02 junho 2021

O TOP DOS TRINTA LIVROS TRADUZIDOS MAIS VENDIDOS NA FEIRA DO LIVRO DE HÁ CINQUENTA ANOS

2 de Junho de 1971. Estava a decorrer a 41ª edição da Feira do Livro em Lisboa e a organização do certame publicava no jornal daquele dia uma lista com os trinta livros traduzidos que haviam sido mais vendidos no decurso dos primeiros dez dias da feira. A lista era naturalmente dominada pelos clássicos da literatura, numa lista que misturava ficção com não ficção e onde, como é tradicional nas listas das vendas de livros em Portugal, a segunda (não ficção) quase não aparece. E contudo, nesse género da não ficção, gostaria aqui de chamar a atenção para a inclusão, entre os três últimos títulos da lista, de «O pavilhão dos cancerosos» de Alexandre Soljenytsine (sic), uma obra semi-romanceada de denúncia da repressão do regime comunista soviético, a que se segue, de maneira verdadeiramente dialéctica, «Materialismo e empiriocriticismo» de um tal V. I. Ulianov, que não é outro senão o estimado Lenine, o fundador desse mesmo regime comunista soviético. Sobre esta última obra, de inclusão obrigatória nas obras completas de Lenine (encadernadas) que qualquer comunista que se prezasse teve que comprar lá para casa (depois do 25 de Abril!), há uma referência muito engraçada no livro de memórias de Zita Seabra («Foi Assim»). O episódio que ela narra envolve-a e também a José Pacheco Pereira mais os desejos de militância política do segundo, precisamente nestes primeiros anos da década de 70, antes do 25 de Abril.

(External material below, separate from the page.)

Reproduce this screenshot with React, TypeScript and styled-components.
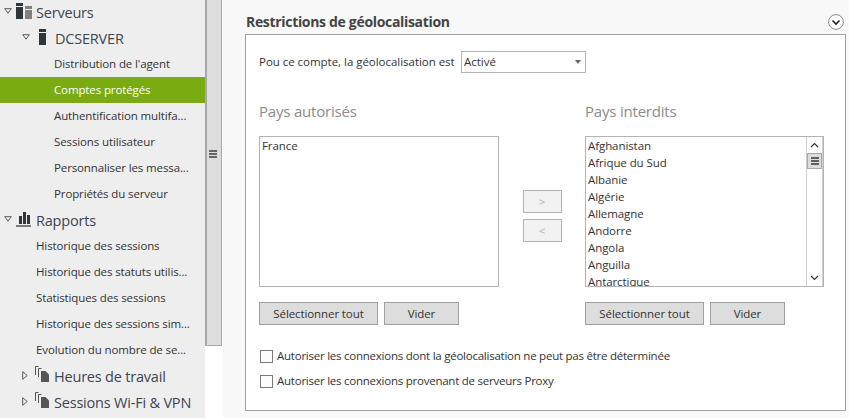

«O José Pacheco Pereira queria (…) ser comunista e procurou-me com esse objectivo. Para poder entrar tinha feito uma enorme preparação teórica e já tinha lido uma série de obras dos clássicos do marxismo-leninismo. (…) Achei aquilo muito estranho e disse-o ao controleiro (…), que concordou comigo: ou ele era um génio para ler tanto e preparar-se daquela forma, ou era suspeito. O José Pacheco Pereira, já com uma enorme capacidade de leitura e preocupação intelectual, falava com à vontade de O Capital de Marx ou do Materialismo e Empiriocriticismo de Lenine. Nós achámos melhor pô-lo de quarentena, para termos a certeza de que tão estranho comportamento não seria o de um provocador. Nunca chegou a entrar para o PCP (…) Impaciente, criou o seu próprio partido marxista-leninista. (p.27)»

Ou seja, qualquer potencial militante que tivesse ido à Feira do Livro, tivesse comprado o livro do V. I. Ulianov e, ainda por cima, o tivesse lido, era suspeito aos olhos dos militantes do PCP. Parece-me um dos retratos mais esclarecedores do que era o PCP, mesmo antes do 25 de Abril.